Daily Archives: October 17, 2009

Elohim: Singular or Plural?

I was just directed by a friend to an atrocious Wikipedia article about the word Elohim. Here are some of the doozies from the article:

. . . the parallelism suggests that Elohim may refer to human rulers.

No, it doesn’t.

In Strong’s concordance . . .

Yikes.

There are many theories as to why the word is plural:

Michael Heiser has suggested that verses such as Ps. 82:6 (El in within of Elohim) refer to a “Divine Council” of elohim serving the Creator.

This isn’t a theory about why the word is plural, and what on earth does “El in within of Elohim” mean?

A plural noun governing a singular verb may be according to oldest usage.

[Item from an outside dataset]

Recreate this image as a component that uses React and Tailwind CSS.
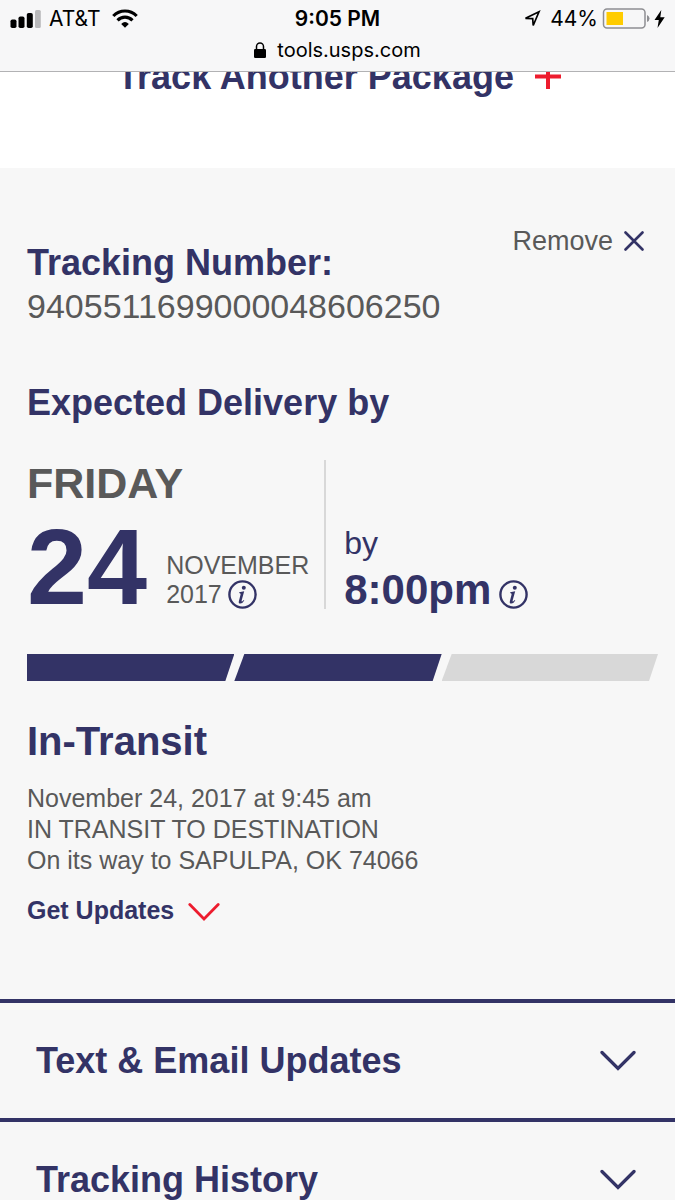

Me fail English? That’s unpossible!

I referenced a book that discusses this issue a while ago when I was on blogspot (here). The book, Joel S. Burnett’s A Reassessment of Biblical Elohim, posits what I believe to be the most logical explanation of the Hebrew Bible use of the word אלהים. Briefly put, the word was originally an abstract plural that later became concretized. For the abstract plural see חיים (life), זקנים (old age), or בתולים (maidenhood). (See Gesenius 124 d-f for more examples.) אלהים thus meant something like “divinity,” or “deity.” Burnett points to numerous uses of the pluralized form of the Syro-Palestinian ‘l (‘ilanu) with a referent that is single in number. Usually it is a deity, but it is often used to reference the Egyptian pharaoh. The use is not unique to the Bible or to Hebrew, which it predates by several centuries.

With constant and specific usage this abstract plural began to develop a more definite semantic quality, and, according to Burnett, became concretized in reference to the Israelite deity. It didn’t lose its other semantic values, though, and continued to be used abstractly, adjectively, and as a simple plural. In some places the definite article marks its usage, but usually it’s more vague. Its usage in reference to the deceased Samuel and to angels (maybe) in a couple places indicates some (or all) Israelites had a more broad view of what qualified as divine than what many traditional readers of the Bible will recognize today. The use of plural verbs and adjectives in some areas where the singular is expected may sometimes be the result of harmonization or confusion, but is sometimes simply a remnant of Israel’s polytheistic past.

Burnett’s book is not quoted once in the above-mentioned Wikipedia article. This is a serious oversight, and in my opinion leaves readers with a Wikipedia entry that entertains every idiotic theory under the sun except the right one. As I found out the hard way a while ago, however, it’s sometimes better to leave Wikipedia alone rather than do battle with those who quote Strong’s and guard their edits like trolls under bridges. I think this seriously handicaps Wikipedia’s utility and prevents people going there for a balanced opinion from finding accurate information. I think this further substantiates my own personal theory that Wikipedia is the Great Whore.